La nouvelle classe politique a démontré depuis 2011 une incompétence et un amateurisme légendaires en termes de gouvernance économique et malgré les échecs et les perspectives désastreuses, rien ne semble indiquer que les acteurs de cette classe sont disposés à apporter les changements qui s’imposent pour améliorer un tant soit peu la place de la Tunisie sur l’échiquier financier et économique mondial.
A l’évidence, la popularité des partis politiques est au plus bas des sondages, ils sont honnis par les Tunisiens, surtout par les jeunes. L’année 2024, c’est demain, et ils ont déjà perdu les élections, car les jeunes ne croient plus en eux et ne perdent pas l’espoir de forcer les centres de décision à changer les choses.

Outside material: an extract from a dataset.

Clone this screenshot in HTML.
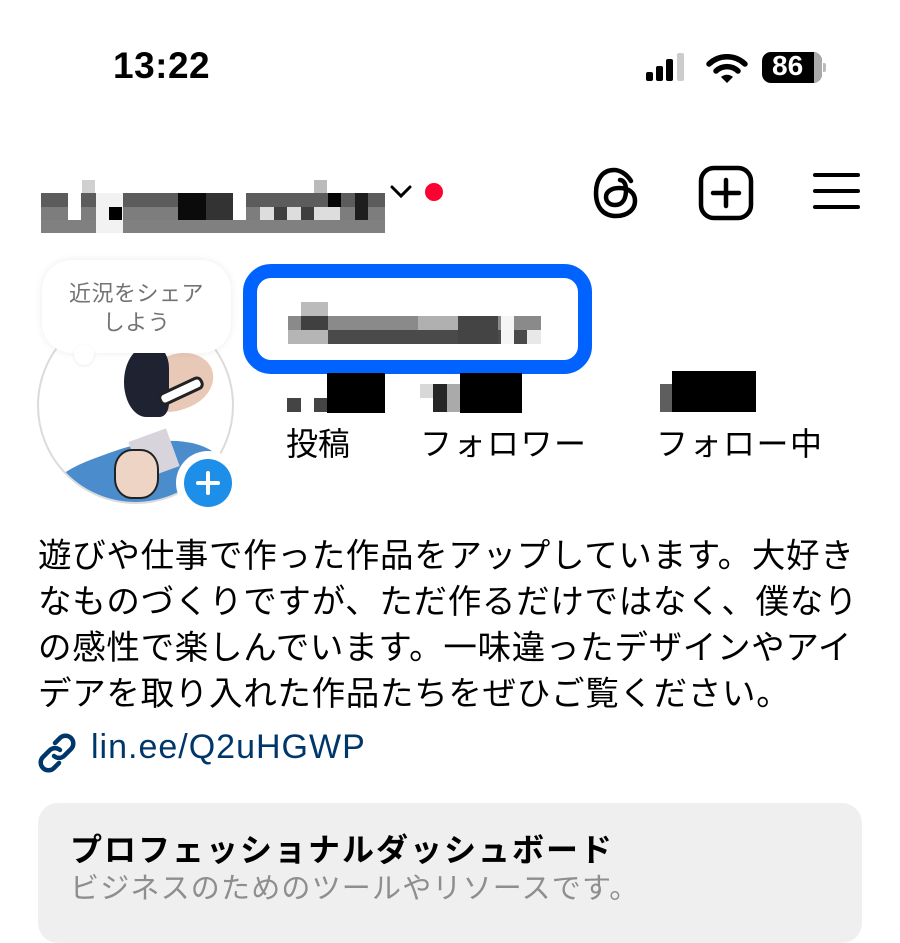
<!DOCTYPE html>
<html><head><meta charset="utf-8"><style>
*{margin:0;padding:0;box-sizing:border-box}
body{width:900px;height:900px;overflow:hidden;background:#fff;position:relative;font-family:"Liberation Sans","Noto Sans CJK JP",sans-serif;color:#000}
.a{position:absolute}
.jp{font-family:"Noto Sans CJK JP",sans-serif;white-space:nowrap}
.px{position:absolute}
</style></head><body>
<div class="a" style="left:113px;top:45px;font-size:37px;font-weight:bold;letter-spacing:0.5px">13:22</div>
<!-- signal -->
<div class="a" style="left:646px;top:72px;width:7px;height:9px;background:#000;border-radius:2px"></div>
<div class="a" style="left:656px;top:66px;width:7px;height:15px;background:#000;border-radius:2px"></div>
<div class="a" style="left:666px;top:59px;width:7px;height:22px;background:#000;border-radius:2px"></div>
<div class="a" style="left:677px;top:53px;width:7px;height:28px;background:#ccc;border-radius:2px"></div>
<svg class="a" style="left:706px;top:52px" width="42" height="32" viewBox="0 0 42 32"><path d="M3 12 A26 26 0 0 1 39 12" stroke="#000" stroke-width="5.5" fill="none" stroke-linecap="round"/><path d="M10 19 A16 16 0 0 1 32 19" stroke="#000" stroke-width="5.5" fill="none" stroke-linecap="round"/><path d="M15 25 L21 31 L27 25 A9 9 0 0 0 15 25Z" fill="#000"/></svg>
<div class="a" style="left:762px;top:52px;width:60px;height:31px;border-radius:9px;background:#000;overflow:hidden"><div class="a" style="right:0;top:0;width:8px;height:31px;background:#aaa"></div><div class="a" style="left:10px;top:-2px;color:#fff;font-weight:bold;font-size:28px">86</div></div>
<div class="a" style="left:823px;top:63px;width:3px;height:9px;background:#bbb;border-radius:0 2px 2px 0"></div>

<!-- username pixel -->
<div class="a" style="left:41px;top:180px;width:344px;height:53px">
<div class="px" style="left:0;top:13px;width:344px;height:14px;background:#5c5c5c"></div>
<div class="px" style="left:0;top:27px;width:344px;height:13px;background:#7d7d7d"></div>
<div class="px" style="left:0;top:40px;width:344px;height:13px;background:#808080"></div>
<div class="px" style="left:27px;top:13px;width:13px;height:27px;background:#fff"></div>
<div class="px" style="left:55px;top:13px;width:27px;height:40px;background:#f2f2f2"></div>
<div class="px" style="left:68px;top:27px;width:13px;height:13px;background:#000"></div>
<div class="px" style="left:137px;top:13px;width:28px;height:27px;background:#0b0b0b"></div>
<div class="px" style="left:165px;top:13px;width:27px;height:27px;background:#333"></div>
<div class="px" style="left:192px;top:13px;width:13px;height:27px;background:#fff"></div>
<div class="px" style="left:219px;top:27px;width:80px;height:13px;background:#ddd"></div>
<div class="px" style="left:233px;top:27px;width:13px;height:13px;background:#3f3f3f"></div>
<div class="px" style="left:260px;top:27px;width:13px;height:13px;background:#3f3f3f"></div>
<div class="px" style="left:287px;top:13px;width:13px;height:14px;background:#050505"></div>
<div class="px" style="left:314px;top:13px;width:13px;height:27px;background:#1e1e1e"></div>
<div class="px" style="left:273px;top:0;width:13px;height:13px;background:#bbb"></div>
<div class="px" style="left:41px;top:0;width:13px;height:13px;background:#d0d0d0"></div>
</div>
<svg class="a" style="left:390px;top:185px" width="22" height="14" viewBox="0 0 22 14"><path d="M2 2 L11 11 L20 2" stroke="#000" stroke-width="3" fill="none" stroke-linecap="round"/></svg>
<div class="a" style="left:425px;top:183px;width:18px;height:18px;border-radius:50%;background:#ff0033"></div>

<!-- threads -->
<svg class="a" style="left:592px;top:167px" width="48" height="52" viewBox="0 0 48 52"><path d="M39 14 C34 6 27 3 22 3 C10 3 4 13 4 26 C4 40 11 49 24 49 C36 49 43 42 43 34 C43 25 36 21 27 21 C19 21 14 25 14 30 C14 35 18 38 23 38 C31 38 34 31 34 23 C34 16 31 13 28 13" stroke="#000" stroke-width="4.5" fill="none" stroke-linecap="round"/></svg>
<svg class="a" style="left:698px;top:165px" width="56" height="56" viewBox="0 0 56 56"><rect x="3" y="3" width="50" height="50" rx="13" stroke="#000" stroke-width="4.5" fill="none"/><path d="M28 15V41M15 28H41" stroke="#000" stroke-width="4.5" stroke-linecap="round"/></svg>
<div class="a" style="left:813px;top:173px;width:47px;height:4px;background:#000;border-radius:2px"></div>
<div class="a" style="left:813px;top:189px;width:47px;height:4px;background:#000;border-radius:2px"></div>
<div class="a" style="left:813px;top:205px;width:47px;height:4px;background:#000;border-radius:2px"></div>

<!-- avatar -->
<div class="a" style="left:37px;top:307px;width:197px;height:197px;border-radius:50%;border:2px solid #dbdbdb;background:#fff;overflow:hidden">
<div class="a" style="left:105px;top:45px;width:70px;height:55px;background:#e8c9b8;border-radius:40% 50% 50% 40%;transform:rotate(-20deg)"></div>
<div class="a" style="left:85px;top:38px;width:45px;height:70px;background:#1f2230;border-radius:50% 30% 20% 50%"></div>
<div class="a" style="left:118px;top:75px;width:48px;height:14px;background:#fff;border:3px solid #222;border-radius:6px;transform:rotate(-25deg)"></div>
<div class="a" style="left:-10px;top:140px;width:200px;height:100px;background:#4a8ccc;border-radius:40% 50% 0 0;transform:rotate(-20deg)"></div>
<div class="a" style="left:95px;top:125px;width:40px;height:40px;background:#d8d4dc;transform:rotate(-20deg)"></div>
<div class="a" style="left:75px;top:140px;width:45px;height:50px;background:#eed4c4;border:2px solid #222;border-radius:40%"></div>
</div>
<div class="a" style="left:176px;top:451px;width:64px;height:64px;border-radius:50%;background:#fff"></div>
<div class="a" style="left:184px;top:459px;width:48px;height:48px;border-radius:50%;background:#1d8fe8"></div>
<div class="a" style="left:196px;top:481px;width:24px;height:4px;background:#fff;border-radius:2px"></div>
<div class="a" style="left:206px;top:471px;width:4px;height:24px;background:#fff;border-radius:2px"></div>
<!-- bubble -->
<div class="a" style="left:42px;top:260px;width:189px;height:93px;border-radius:30px;background:#fff;box-shadow:0 0 8px rgba(0,0,0,0.08)"></div>
<div class="a" style="left:74px;top:345px;width:20px;height:20px;border-radius:50%;background:#fff;box-shadow:0 1px 3px rgba(0,0,0,0.08)"></div>
<div class="a jp" style="left:42px;top:278px;width:189px;text-align:center;font-size:22px;line-height:29px;color:#737373;letter-spacing:0.5px">近況をシェア<br>しよう</div>

<!-- blue box -->
<div class="a" style="left:243px;top:264px;width:349px;height:110px;border:14px solid #0062ff;border-radius:28px"></div>
<div class="a" style="left:288px;top:302px;width:253px;height:40px">
<div class="px" style="left:0;top:14px;width:253px;height:14px;background:#8a8a8a"></div>
<div class="px" style="left:0;top:28px;width:253px;height:14px;background:#4a4a4a"></div>
<div class="px" style="left:0;top:28px;width:40px;height:14px;background:#b5b5b5"></div>
<div class="px" style="left:13px;top:14px;width:27px;height:14px;background:#404040"></div>
<div class="px" style="left:130px;top:14px;width:40px;height:14px;background:#b0b0b0"></div>
<div class="px" style="left:170px;top:14px;width:40px;height:28px;background:#444"></div>
<div class="px" style="left:213px;top:14px;width:13px;height:28px;background:#f5f5f5"></div>
<div class="px" style="left:239px;top:28px;width:14px;height:14px;background:#e8e8e8"></div>
<div class="px" style="left:13px;top:0;width:27px;height:14px;background:#bbb"></div>
</div>

<!-- stats -->
<div class="a" style="left:287px;top:398px;width:14px;height:14px;background:#444"></div>
<div class="a" style="left:314px;top:398px;width:14px;height:14px;background:#444"></div>
<div class="a" style="left:327px;top:373px;width:58px;height:40px;background:#000"></div>
<div class="a" style="left:420px;top:384px;width:14px;height:14px;background:#d8d8d8"></div>
<div class="a" style="left:433px;top:384px;width:14px;height:28px;background:#262626"></div>
<div class="a" style="left:447px;top:384px;width:14px;height:28px;background:#aaa"></div>
<div class="a" style="left:460px;top:373px;width:62px;height:40px;background:#000"></div>
<div class="a" style="left:660px;top:384px;width:13px;height:28px;background:#5e5e5e"></div>
<div class="a" style="left:672px;top:371px;width:84px;height:41px;background:#000"></div>
<div class="a jp" style="left:286px;top:420px;font-size:32px;line-height:44px">投稿</div>
<div class="a jp" style="left:420px;top:420px;font-size:32px;line-height:44px;letter-spacing:1.5px">フォロワー</div>
<div class="a jp" style="left:656px;top:420px;font-size:32px;line-height:44px;letter-spacing:1.5px">フォロー中</div>

<!-- bio -->
<div class="a jp" style="left:38px;top:530px;font-size:33.5px;line-height:46px;letter-spacing:0.7px">遊びや仕事で作った作品をアップしています。大好き<br>なものづくりですが、ただ作るだけではなく、僕なり<br>の感性で楽しんでいます。一味違ったデザインやアイ<br>デアを取り入れた作品たちをぜひご覧ください。</div>

<svg class="a" style="left:38px;top:733px" width="38" height="40" viewBox="0 0 38 40"><g stroke="#00376b" stroke-width="4.5" fill="none" stroke-linecap="round"><path d="M17 10 L22 5 A7.5 7.5 0 0 1 33 16 L26 23 A7.5 7.5 0 0 1 16 23"/><path d="M21 30 L16 35 A7.5 7.5 0 0 1 5 24 L12 17 A7.5 7.5 0 0 1 22 17"/></g></svg>
<div class="a" style="left:91px;top:728px;font-size:34px;color:#00376b;letter-spacing:1px">lin.ee/Q2uHGWP</div>

<div class="a" style="left:38px;top:803px;width:824px;height:140px;border-radius:20px;background:#efefef"></div>
<div class="a jp" style="left:70px;top:826px;font-size:32px;font-weight:bold;line-height:44px;letter-spacing:2px">プロフェッショナルダッシュボード</div>
<div class="a jp" style="left:70px;top:866px;font-size:29px;line-height:40px;color:#8e8e8e;letter-spacing:1.2px">ビジネスのためのツールやリソースです。</div>
</body></html>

A la crise politique chronique qui dure depuis dix ans, le président Kaïs Saïed vient de déclarer une nouvelle guerre. Elle sera menée contre le Chef du gouvernement actuel et les partis politiques qui le soutiennent. Cette guerre dont on peut imaginer l’ampleur des dégâts qu’elle va entraîner à tous les niveaux, vient au moment où les Tunisiens, surtout les jeunes, à bout de patience, ont promis de battre encore le pavé jusqu’au changement. L’imposant et impressionnant dispositif sécuritaire qui a été mobilisé lundi dernier aux alentours du siège de l’ARP au Bardo donne un avant-goût des possibles répercussions sécuritaires et populaires de cette guerre au sommet de l’Etat. C’est là le bilan de la nouvelle équipe de dirigeants issus des élections de 2019 et il y a fort à croire qu’elle ne tiendra pas le coup jusqu’à 2024 face à la colère populaire, sauf miracle.